> _WHAT IS NEEDED_
Select the lines below containing the word "components".

-- begin --

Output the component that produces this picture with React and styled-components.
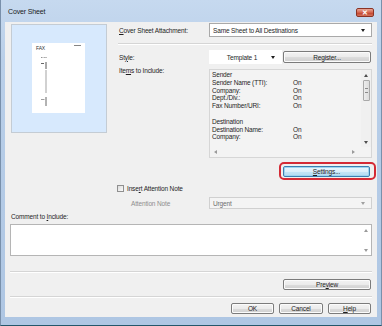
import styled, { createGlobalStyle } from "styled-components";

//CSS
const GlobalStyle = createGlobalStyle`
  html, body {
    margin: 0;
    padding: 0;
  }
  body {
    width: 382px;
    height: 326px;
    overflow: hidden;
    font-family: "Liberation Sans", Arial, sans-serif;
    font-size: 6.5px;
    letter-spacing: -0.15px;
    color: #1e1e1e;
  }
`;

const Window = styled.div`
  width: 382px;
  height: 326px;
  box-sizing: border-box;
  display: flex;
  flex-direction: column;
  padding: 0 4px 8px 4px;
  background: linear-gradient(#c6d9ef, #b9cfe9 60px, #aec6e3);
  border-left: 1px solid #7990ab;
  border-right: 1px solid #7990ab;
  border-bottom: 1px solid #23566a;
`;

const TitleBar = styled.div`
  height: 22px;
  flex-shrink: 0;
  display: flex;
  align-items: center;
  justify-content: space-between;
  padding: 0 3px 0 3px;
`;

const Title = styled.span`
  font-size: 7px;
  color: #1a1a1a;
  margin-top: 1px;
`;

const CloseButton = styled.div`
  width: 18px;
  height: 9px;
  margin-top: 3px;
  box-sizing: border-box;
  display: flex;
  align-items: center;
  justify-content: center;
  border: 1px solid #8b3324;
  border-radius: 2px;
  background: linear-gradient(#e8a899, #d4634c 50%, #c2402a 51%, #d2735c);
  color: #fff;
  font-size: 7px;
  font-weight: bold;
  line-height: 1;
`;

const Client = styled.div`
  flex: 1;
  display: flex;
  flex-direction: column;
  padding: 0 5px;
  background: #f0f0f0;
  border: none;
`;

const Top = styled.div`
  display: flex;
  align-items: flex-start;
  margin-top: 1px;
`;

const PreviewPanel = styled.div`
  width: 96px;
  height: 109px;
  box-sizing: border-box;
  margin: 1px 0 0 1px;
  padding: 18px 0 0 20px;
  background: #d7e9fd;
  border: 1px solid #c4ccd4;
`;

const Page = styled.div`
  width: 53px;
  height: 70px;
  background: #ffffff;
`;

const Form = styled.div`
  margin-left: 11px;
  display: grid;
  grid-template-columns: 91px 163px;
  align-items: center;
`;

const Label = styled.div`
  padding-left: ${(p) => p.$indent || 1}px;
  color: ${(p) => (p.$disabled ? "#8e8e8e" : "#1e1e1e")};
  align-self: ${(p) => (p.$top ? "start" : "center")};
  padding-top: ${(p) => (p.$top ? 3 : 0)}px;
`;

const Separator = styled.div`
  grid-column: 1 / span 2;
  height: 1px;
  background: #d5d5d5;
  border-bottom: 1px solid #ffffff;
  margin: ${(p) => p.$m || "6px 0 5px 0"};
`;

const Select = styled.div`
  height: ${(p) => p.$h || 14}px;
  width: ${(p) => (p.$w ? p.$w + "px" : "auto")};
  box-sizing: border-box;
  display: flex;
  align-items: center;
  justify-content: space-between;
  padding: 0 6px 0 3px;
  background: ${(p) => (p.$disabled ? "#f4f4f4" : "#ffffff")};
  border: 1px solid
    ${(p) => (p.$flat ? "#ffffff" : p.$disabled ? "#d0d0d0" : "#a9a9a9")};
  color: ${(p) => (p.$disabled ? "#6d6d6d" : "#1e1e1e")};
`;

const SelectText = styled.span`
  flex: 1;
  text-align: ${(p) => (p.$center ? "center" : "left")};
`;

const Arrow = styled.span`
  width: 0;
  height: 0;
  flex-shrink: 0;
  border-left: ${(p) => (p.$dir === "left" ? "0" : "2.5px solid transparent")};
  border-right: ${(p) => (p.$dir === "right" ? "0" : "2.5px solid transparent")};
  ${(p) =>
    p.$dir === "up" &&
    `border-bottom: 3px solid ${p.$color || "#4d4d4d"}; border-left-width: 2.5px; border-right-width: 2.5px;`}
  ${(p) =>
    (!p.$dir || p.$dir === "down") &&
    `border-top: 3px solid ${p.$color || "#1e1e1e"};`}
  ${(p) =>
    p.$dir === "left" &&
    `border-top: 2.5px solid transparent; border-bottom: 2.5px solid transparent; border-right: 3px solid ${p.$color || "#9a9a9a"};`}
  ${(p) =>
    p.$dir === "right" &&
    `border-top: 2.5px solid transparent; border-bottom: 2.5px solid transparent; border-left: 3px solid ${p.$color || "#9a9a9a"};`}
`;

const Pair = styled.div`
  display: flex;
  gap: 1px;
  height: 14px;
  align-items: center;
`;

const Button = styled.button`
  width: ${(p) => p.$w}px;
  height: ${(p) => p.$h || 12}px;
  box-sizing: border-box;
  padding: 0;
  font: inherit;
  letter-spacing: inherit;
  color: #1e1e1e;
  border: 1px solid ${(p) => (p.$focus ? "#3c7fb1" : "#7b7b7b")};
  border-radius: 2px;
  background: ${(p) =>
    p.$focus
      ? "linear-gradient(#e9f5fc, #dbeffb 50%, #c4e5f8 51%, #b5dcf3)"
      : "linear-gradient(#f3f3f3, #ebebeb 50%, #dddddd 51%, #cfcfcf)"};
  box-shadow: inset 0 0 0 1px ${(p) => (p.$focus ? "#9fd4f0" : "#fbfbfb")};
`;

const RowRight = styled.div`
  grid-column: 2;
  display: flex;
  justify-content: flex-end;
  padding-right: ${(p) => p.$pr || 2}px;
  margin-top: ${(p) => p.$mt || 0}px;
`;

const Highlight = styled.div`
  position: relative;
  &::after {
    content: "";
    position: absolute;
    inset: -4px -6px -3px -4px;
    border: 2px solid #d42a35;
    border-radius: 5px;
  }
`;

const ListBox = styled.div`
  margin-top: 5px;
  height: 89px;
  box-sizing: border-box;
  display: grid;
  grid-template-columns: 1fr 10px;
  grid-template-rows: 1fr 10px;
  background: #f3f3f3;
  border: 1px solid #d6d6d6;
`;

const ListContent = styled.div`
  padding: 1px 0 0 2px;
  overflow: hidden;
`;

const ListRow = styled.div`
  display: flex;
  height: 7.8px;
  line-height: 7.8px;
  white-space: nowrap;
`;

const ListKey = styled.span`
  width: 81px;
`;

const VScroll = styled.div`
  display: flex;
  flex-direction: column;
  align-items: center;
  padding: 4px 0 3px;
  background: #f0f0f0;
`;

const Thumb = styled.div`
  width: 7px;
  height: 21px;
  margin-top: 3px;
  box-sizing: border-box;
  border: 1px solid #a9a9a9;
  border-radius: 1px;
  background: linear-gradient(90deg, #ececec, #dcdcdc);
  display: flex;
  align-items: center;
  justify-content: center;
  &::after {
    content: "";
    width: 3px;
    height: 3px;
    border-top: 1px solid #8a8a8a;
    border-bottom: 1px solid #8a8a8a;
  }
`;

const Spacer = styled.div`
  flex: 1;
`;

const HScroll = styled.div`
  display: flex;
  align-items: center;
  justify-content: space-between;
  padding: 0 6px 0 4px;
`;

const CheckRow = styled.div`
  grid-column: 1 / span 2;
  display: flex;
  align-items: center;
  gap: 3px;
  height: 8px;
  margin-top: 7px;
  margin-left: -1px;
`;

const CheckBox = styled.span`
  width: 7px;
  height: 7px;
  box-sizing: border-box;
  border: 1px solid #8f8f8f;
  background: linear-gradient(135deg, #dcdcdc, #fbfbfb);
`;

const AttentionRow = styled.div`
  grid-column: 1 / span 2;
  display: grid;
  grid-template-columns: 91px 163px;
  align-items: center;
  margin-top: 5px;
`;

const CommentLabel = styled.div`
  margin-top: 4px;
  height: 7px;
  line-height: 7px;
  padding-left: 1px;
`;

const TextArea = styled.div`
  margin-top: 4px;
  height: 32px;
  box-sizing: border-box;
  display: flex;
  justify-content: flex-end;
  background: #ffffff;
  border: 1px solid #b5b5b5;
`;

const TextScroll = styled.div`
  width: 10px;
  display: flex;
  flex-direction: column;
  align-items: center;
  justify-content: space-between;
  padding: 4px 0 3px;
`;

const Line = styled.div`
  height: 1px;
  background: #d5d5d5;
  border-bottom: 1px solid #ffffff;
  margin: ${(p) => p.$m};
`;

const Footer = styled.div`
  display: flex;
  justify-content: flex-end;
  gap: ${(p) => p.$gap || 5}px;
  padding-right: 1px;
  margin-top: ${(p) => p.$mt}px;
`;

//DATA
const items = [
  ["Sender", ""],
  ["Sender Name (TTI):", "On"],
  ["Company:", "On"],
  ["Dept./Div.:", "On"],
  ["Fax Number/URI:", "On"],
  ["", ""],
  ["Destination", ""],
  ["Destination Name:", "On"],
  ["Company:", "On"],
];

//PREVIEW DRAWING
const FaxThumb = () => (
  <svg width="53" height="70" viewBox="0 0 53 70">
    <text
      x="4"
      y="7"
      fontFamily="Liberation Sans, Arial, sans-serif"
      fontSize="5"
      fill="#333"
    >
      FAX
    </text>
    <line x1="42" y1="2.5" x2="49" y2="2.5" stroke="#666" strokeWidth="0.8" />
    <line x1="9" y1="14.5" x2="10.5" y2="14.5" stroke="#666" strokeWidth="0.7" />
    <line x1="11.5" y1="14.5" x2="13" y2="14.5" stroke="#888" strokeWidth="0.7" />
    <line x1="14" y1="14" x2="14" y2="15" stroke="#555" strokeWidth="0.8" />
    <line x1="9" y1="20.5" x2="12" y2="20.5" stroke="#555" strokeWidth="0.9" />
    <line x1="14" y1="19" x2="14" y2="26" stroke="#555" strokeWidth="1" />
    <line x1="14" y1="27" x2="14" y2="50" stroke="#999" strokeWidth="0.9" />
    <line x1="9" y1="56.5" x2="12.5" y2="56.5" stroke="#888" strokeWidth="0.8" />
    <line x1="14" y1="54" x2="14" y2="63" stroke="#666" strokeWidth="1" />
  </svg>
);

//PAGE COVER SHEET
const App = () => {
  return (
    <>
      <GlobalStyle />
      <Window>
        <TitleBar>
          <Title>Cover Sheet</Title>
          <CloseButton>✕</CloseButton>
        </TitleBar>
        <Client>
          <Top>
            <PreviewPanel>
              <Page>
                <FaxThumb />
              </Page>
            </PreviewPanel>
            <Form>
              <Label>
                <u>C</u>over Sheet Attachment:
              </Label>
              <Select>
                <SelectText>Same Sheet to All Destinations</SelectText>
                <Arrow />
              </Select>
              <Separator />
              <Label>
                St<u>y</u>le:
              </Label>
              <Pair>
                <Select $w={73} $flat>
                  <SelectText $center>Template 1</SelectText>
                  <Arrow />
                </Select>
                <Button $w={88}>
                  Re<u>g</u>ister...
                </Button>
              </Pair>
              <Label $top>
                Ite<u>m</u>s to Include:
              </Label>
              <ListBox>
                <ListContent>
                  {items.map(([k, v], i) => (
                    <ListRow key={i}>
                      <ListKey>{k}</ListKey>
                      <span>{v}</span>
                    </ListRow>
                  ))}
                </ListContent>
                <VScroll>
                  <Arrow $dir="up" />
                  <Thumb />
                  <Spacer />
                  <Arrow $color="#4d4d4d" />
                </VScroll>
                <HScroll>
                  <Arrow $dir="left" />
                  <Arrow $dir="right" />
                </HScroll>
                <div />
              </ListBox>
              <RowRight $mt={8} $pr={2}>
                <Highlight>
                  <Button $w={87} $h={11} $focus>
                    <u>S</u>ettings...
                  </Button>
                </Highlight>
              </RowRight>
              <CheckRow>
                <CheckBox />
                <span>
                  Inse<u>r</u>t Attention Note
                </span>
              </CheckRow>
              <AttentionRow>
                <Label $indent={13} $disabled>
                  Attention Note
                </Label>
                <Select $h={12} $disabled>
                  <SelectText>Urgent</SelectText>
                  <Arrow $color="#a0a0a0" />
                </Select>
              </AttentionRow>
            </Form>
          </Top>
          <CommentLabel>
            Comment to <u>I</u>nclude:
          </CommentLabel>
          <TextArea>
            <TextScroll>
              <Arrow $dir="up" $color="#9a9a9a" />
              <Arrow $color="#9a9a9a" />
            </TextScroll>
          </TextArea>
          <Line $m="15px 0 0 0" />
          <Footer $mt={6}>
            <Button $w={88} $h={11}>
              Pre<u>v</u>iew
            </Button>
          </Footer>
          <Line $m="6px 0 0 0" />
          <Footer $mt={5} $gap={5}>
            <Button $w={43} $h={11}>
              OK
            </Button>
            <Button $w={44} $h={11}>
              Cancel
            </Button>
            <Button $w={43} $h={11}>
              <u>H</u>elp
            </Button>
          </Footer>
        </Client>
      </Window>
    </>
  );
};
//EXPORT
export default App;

-- end --

> _THE OUTPUT_
Output the component that produces this picture with React and styled-components.
import styled, { createGlobalStyle } from "styled-components";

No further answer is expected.